Mike Roll hit all three of his 3s en route to 9 points and continued to play excellent d. Darren Collison also continued his fine play from Thursday night with 6 points, 4 assists, only 1 turnover and superior defense. Ced Bozeman had trouble handling the stronger Grunfeld on defense, but hit a key 3 en route to 5 points, 2 rebounds and 2 assists. He seemed a little more aggressive on offense than usual, perhaps as a function of playing the high post on several sequences against the zone. Alfred Aboya had 1 point, 4 rebounds and a huge block and contributed physical defense, committing 4 fouls in limited minutes. Mike Fey grabbed a rebound, and Ryan Wright contributed 3 fouls of his own to the banging beneath the basket. All of the physical play by the Bruins' post players helped limit the impact of Haryasz and Stanford's ability to score in the paint.

For Stanford, Grunfeld finished with 14 points and Goods, a surprise starter, surprised even more by stroking three 3s and finishing with 13 points. Hernandez had 9 and Haryasz 8. Lawrence Hill, a good-looking 6-8 FR SF/PF, contributed 5 points for the Cardinal, all in the second half. Jason Haas, Peter Prowitt and Taj Finger each added 2 points.

Now the Bruins face the Pac-10 Tournament and a chance to redeem themselves somewhat if they get a chance to square off against the Washington Huskies for the third time. A Pac-10 Tourney championship including a victory over the ranked Huskies would possibly set the Bruins up for a 3 seed in the West Regional for the NCAA Tournament.
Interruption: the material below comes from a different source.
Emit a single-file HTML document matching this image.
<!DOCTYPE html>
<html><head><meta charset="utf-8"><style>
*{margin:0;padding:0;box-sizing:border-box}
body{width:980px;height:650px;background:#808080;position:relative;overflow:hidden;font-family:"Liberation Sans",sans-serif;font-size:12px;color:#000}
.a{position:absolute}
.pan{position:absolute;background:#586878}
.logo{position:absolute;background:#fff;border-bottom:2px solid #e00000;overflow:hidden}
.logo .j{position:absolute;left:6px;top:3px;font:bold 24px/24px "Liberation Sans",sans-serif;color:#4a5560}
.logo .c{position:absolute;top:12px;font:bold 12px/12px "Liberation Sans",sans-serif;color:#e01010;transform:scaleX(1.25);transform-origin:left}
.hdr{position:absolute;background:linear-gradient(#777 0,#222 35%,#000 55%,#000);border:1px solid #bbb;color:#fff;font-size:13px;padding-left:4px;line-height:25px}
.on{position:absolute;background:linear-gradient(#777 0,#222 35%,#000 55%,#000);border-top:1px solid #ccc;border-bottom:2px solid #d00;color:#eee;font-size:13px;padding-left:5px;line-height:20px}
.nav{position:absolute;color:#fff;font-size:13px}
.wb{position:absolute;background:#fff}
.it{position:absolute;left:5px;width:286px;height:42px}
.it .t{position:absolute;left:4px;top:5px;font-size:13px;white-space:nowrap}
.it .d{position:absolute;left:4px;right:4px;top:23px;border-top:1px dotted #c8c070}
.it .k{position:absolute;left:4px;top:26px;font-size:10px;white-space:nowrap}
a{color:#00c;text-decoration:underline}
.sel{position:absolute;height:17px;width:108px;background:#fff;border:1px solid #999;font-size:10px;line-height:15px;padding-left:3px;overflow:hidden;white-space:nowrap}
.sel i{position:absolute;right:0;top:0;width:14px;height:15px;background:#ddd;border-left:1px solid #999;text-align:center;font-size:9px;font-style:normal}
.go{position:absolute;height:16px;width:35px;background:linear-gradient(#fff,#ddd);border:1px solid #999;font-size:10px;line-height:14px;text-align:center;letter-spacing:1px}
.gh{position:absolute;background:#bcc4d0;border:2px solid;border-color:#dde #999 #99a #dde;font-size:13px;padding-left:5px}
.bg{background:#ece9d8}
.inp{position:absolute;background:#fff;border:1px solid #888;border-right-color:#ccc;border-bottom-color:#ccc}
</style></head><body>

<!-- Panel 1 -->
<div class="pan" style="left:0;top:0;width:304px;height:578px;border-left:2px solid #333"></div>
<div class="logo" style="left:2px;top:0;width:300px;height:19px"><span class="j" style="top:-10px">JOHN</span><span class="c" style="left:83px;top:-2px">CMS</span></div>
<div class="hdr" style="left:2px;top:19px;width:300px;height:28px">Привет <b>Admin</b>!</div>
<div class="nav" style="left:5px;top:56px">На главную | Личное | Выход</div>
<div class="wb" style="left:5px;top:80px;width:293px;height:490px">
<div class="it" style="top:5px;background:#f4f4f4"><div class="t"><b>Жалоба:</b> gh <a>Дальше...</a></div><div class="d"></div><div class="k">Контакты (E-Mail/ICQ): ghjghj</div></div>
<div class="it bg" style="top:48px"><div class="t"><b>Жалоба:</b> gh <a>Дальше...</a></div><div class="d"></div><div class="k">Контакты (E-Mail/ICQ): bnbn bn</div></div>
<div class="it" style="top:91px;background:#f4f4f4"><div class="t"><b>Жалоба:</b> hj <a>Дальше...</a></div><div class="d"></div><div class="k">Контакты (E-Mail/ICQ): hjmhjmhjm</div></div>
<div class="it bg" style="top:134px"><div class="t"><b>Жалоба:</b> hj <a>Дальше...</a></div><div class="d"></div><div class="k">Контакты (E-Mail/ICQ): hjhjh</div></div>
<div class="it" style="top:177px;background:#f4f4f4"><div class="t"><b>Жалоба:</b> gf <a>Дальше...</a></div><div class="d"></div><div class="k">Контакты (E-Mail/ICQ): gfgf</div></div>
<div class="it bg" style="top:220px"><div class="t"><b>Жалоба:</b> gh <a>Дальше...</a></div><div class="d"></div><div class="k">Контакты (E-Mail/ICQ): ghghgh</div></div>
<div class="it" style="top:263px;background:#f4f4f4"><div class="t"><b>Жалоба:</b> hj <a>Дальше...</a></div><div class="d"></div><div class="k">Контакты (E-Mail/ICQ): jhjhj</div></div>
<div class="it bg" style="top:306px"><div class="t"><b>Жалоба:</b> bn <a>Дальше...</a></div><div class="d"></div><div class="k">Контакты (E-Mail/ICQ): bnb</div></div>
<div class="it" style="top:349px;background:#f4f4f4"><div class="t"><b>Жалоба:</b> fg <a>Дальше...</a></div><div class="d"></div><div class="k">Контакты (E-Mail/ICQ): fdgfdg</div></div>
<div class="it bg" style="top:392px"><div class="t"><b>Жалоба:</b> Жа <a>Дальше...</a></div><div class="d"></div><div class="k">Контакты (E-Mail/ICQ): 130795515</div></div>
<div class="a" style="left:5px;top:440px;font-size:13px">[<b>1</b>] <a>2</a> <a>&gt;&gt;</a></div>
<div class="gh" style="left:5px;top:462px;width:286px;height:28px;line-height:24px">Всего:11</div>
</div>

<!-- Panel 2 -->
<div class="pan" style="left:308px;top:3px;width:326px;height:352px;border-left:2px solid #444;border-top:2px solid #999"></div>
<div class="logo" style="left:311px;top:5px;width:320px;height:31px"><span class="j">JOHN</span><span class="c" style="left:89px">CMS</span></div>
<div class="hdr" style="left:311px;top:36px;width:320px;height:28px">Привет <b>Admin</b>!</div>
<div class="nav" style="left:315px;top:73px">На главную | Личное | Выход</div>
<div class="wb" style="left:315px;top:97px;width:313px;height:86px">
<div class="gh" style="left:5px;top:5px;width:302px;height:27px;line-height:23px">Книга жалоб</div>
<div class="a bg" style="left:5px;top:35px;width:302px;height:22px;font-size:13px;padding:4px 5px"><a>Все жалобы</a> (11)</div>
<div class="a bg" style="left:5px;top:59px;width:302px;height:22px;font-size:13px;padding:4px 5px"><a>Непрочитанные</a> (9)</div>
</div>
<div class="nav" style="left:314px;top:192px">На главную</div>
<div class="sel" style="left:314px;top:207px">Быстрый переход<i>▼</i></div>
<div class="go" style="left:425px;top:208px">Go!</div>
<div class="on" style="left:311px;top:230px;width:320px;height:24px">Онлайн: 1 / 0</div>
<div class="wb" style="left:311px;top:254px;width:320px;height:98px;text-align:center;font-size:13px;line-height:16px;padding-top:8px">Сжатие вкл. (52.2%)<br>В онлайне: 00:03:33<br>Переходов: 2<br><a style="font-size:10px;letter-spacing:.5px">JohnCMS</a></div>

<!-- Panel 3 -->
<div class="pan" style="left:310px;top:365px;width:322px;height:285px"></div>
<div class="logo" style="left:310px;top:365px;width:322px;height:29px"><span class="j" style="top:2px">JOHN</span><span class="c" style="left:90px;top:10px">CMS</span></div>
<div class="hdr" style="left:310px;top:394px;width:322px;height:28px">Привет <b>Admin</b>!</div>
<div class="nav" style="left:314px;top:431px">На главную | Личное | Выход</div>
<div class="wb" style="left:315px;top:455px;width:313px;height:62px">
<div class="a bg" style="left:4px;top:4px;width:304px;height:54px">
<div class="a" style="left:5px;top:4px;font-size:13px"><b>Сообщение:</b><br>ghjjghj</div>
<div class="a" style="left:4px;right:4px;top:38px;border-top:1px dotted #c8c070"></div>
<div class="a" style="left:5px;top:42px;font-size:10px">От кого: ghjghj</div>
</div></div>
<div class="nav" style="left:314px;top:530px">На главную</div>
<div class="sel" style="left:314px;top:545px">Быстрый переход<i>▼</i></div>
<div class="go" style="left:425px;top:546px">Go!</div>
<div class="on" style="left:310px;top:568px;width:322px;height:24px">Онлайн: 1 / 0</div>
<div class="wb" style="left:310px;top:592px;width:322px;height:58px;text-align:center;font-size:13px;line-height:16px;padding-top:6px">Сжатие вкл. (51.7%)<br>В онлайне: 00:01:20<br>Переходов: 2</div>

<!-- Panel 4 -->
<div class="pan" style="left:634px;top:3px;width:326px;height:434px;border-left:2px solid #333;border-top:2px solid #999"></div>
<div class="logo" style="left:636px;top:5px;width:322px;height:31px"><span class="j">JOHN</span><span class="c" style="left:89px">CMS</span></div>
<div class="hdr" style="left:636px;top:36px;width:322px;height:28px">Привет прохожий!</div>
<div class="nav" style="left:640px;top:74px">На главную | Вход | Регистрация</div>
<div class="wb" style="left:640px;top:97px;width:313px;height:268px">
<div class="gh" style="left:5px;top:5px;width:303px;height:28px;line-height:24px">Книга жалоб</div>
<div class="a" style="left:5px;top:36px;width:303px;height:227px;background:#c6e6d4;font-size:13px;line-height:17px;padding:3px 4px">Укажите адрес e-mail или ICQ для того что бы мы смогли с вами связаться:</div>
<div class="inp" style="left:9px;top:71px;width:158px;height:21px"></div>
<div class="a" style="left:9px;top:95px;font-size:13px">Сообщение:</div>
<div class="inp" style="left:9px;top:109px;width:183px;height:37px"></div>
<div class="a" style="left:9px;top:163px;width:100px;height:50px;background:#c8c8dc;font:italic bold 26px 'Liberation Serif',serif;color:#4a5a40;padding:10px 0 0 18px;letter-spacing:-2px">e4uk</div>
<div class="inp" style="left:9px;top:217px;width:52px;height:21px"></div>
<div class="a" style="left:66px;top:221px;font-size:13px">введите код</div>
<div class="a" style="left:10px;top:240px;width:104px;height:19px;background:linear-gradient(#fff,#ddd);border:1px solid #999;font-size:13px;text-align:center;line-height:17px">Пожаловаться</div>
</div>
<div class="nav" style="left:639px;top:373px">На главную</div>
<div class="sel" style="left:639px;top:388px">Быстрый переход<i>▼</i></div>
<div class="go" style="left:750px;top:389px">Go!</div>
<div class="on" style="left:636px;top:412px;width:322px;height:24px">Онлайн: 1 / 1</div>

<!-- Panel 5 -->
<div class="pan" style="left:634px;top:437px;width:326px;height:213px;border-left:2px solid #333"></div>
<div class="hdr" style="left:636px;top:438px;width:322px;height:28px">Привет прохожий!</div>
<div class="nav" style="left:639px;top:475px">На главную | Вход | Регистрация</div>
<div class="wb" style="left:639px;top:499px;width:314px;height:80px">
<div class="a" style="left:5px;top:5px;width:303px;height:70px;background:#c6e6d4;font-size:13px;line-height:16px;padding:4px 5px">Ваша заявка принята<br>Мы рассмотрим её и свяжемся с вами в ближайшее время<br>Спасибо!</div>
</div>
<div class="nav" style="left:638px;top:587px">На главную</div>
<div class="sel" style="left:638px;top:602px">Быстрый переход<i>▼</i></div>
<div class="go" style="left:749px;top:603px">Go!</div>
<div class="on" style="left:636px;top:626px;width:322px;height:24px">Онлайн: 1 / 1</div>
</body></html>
Anything less, and I would expect the Bruins to get a 4 seed. All in all, it was a great way to finish off the regular season, and a great way to lead in to the post season, which begins for UCLA next Thursday at the Staples Center. In any event, I hereby nominate Ben Howland as the national Coach of the Year, having accomplished so much while facing so much adversity, although I expect Bruce Pearl of Tennessee to get the award.